**DATASET RECORDS**

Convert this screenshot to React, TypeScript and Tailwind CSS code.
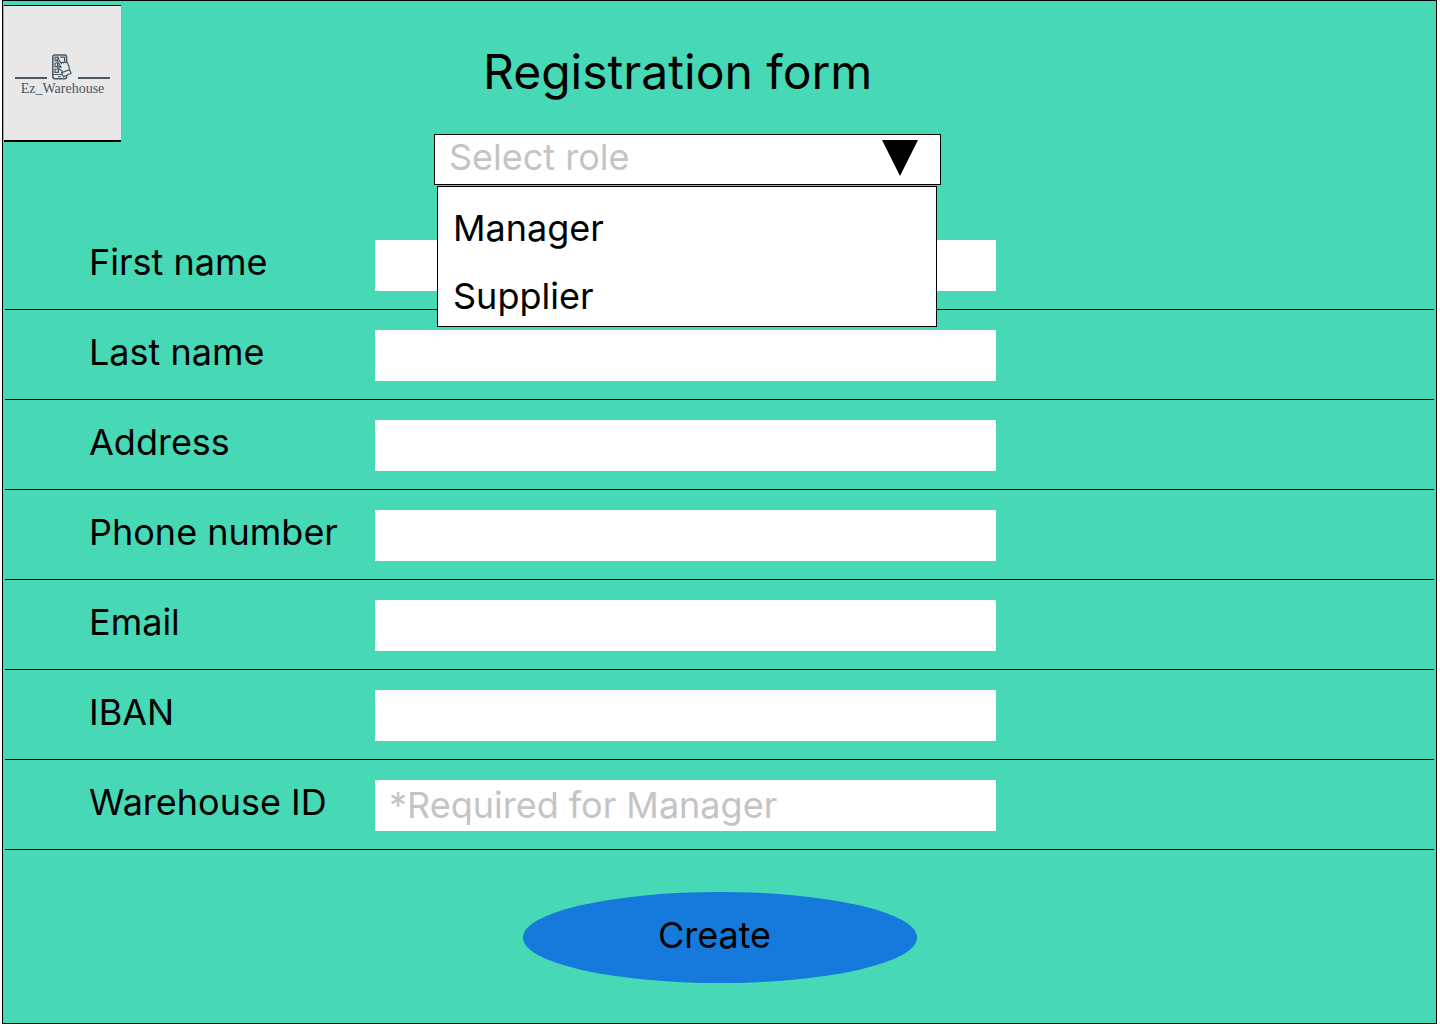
--
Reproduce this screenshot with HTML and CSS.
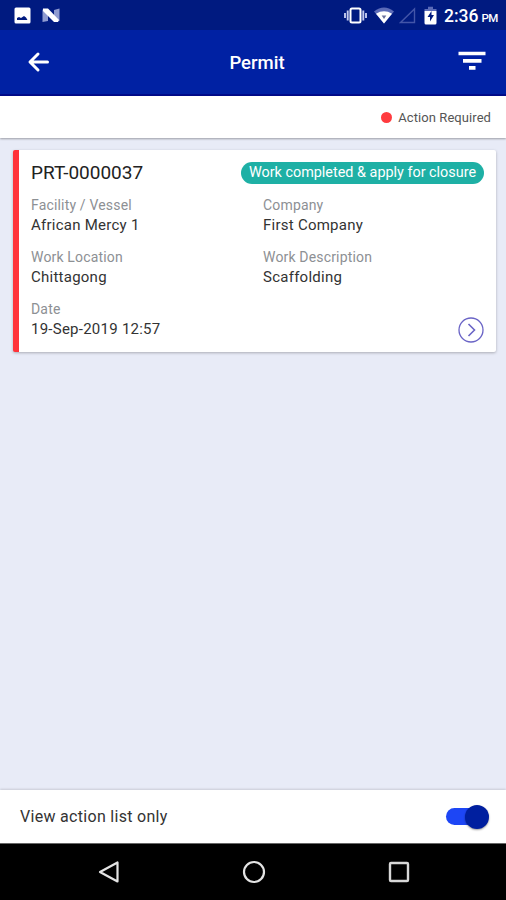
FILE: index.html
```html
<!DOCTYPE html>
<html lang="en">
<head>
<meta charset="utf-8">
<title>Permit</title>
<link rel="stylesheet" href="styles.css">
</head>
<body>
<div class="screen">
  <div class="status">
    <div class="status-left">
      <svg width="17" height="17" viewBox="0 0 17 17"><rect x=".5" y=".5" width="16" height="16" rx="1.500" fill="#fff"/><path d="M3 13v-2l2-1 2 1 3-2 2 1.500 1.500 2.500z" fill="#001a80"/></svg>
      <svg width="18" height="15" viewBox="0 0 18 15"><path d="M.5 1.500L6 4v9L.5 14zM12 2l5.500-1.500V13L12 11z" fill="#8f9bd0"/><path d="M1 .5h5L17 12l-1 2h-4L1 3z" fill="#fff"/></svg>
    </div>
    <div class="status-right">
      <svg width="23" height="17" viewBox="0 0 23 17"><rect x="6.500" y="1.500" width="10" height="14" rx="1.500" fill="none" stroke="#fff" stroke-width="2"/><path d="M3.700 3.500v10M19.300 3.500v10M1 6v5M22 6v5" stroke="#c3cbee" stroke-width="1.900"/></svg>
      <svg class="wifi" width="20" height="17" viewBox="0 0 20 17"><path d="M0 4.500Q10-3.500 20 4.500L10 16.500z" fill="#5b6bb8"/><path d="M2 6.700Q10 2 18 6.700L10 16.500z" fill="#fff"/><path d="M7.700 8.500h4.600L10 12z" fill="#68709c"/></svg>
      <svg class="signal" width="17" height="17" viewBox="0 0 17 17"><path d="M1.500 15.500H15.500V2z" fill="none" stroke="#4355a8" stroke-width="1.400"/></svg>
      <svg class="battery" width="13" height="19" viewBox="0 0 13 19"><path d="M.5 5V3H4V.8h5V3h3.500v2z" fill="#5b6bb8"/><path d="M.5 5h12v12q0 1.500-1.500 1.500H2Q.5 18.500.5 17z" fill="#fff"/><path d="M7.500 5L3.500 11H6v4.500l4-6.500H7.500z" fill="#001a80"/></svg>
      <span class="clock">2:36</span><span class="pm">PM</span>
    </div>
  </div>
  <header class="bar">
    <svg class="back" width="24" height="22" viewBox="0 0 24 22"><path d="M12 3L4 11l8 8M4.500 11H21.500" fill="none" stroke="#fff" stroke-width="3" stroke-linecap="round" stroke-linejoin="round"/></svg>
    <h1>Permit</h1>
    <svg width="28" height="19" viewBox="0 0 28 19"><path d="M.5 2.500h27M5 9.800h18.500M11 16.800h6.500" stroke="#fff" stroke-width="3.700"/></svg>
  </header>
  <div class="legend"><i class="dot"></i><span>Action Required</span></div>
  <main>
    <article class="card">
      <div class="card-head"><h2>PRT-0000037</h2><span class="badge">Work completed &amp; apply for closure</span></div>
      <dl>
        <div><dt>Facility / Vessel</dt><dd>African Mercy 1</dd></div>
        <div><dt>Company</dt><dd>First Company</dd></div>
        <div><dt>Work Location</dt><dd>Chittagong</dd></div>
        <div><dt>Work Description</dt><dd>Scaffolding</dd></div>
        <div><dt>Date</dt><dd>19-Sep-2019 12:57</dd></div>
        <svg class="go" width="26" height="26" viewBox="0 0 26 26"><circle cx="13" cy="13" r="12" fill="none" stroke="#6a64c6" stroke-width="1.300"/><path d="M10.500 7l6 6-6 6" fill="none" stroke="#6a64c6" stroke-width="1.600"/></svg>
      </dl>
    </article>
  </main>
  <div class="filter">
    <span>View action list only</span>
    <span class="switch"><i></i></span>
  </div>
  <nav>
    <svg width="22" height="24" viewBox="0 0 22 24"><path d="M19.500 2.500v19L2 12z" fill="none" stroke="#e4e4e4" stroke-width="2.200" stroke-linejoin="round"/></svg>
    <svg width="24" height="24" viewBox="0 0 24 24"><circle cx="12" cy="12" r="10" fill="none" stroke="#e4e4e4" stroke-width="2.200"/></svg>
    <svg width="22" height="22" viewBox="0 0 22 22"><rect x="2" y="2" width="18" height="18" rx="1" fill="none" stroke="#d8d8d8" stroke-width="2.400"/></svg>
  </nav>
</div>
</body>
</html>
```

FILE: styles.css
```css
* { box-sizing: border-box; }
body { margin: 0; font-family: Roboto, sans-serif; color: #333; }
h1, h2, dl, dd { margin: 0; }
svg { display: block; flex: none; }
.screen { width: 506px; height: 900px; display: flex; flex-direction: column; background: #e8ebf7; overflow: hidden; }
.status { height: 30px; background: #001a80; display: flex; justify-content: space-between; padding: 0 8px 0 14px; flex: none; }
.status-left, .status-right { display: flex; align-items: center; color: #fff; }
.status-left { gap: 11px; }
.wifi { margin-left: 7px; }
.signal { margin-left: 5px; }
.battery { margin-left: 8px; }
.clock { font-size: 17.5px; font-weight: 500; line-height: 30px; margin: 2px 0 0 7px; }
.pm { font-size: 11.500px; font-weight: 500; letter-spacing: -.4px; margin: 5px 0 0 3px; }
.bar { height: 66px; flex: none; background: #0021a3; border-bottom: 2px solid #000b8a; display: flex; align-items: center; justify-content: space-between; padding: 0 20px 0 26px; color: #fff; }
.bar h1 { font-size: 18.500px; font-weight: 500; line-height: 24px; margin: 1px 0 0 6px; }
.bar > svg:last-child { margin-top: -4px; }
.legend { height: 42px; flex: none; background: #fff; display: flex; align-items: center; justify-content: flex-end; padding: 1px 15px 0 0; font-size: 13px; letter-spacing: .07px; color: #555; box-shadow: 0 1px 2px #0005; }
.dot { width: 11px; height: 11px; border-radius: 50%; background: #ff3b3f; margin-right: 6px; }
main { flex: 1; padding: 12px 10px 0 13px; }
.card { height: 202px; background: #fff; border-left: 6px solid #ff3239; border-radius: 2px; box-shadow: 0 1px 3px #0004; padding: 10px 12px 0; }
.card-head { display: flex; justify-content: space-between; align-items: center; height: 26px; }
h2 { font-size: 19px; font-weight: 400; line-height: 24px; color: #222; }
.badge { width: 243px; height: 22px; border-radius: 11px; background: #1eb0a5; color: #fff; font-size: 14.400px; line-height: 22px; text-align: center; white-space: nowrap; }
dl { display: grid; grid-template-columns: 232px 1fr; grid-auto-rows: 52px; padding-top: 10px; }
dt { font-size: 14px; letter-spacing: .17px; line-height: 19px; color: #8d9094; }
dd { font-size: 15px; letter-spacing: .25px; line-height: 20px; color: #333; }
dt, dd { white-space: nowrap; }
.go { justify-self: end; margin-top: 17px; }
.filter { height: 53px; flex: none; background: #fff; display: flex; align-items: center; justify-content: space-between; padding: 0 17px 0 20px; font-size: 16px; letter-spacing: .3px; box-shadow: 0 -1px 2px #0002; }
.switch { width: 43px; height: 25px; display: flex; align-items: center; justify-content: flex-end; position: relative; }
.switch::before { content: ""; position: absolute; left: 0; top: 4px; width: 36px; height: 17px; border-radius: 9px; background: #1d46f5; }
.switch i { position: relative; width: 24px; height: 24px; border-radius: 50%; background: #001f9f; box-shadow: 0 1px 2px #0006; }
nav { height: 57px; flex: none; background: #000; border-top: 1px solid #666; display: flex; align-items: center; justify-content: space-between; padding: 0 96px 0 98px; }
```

**WHAT TO DO**
Go over the data above and copy every line that has the word "screenshot" in it.

**FULL OUTPUT**
Convert this screenshot to React, TypeScript and Tailwind CSS code.
Reproduce this screenshot with HTML and CSS.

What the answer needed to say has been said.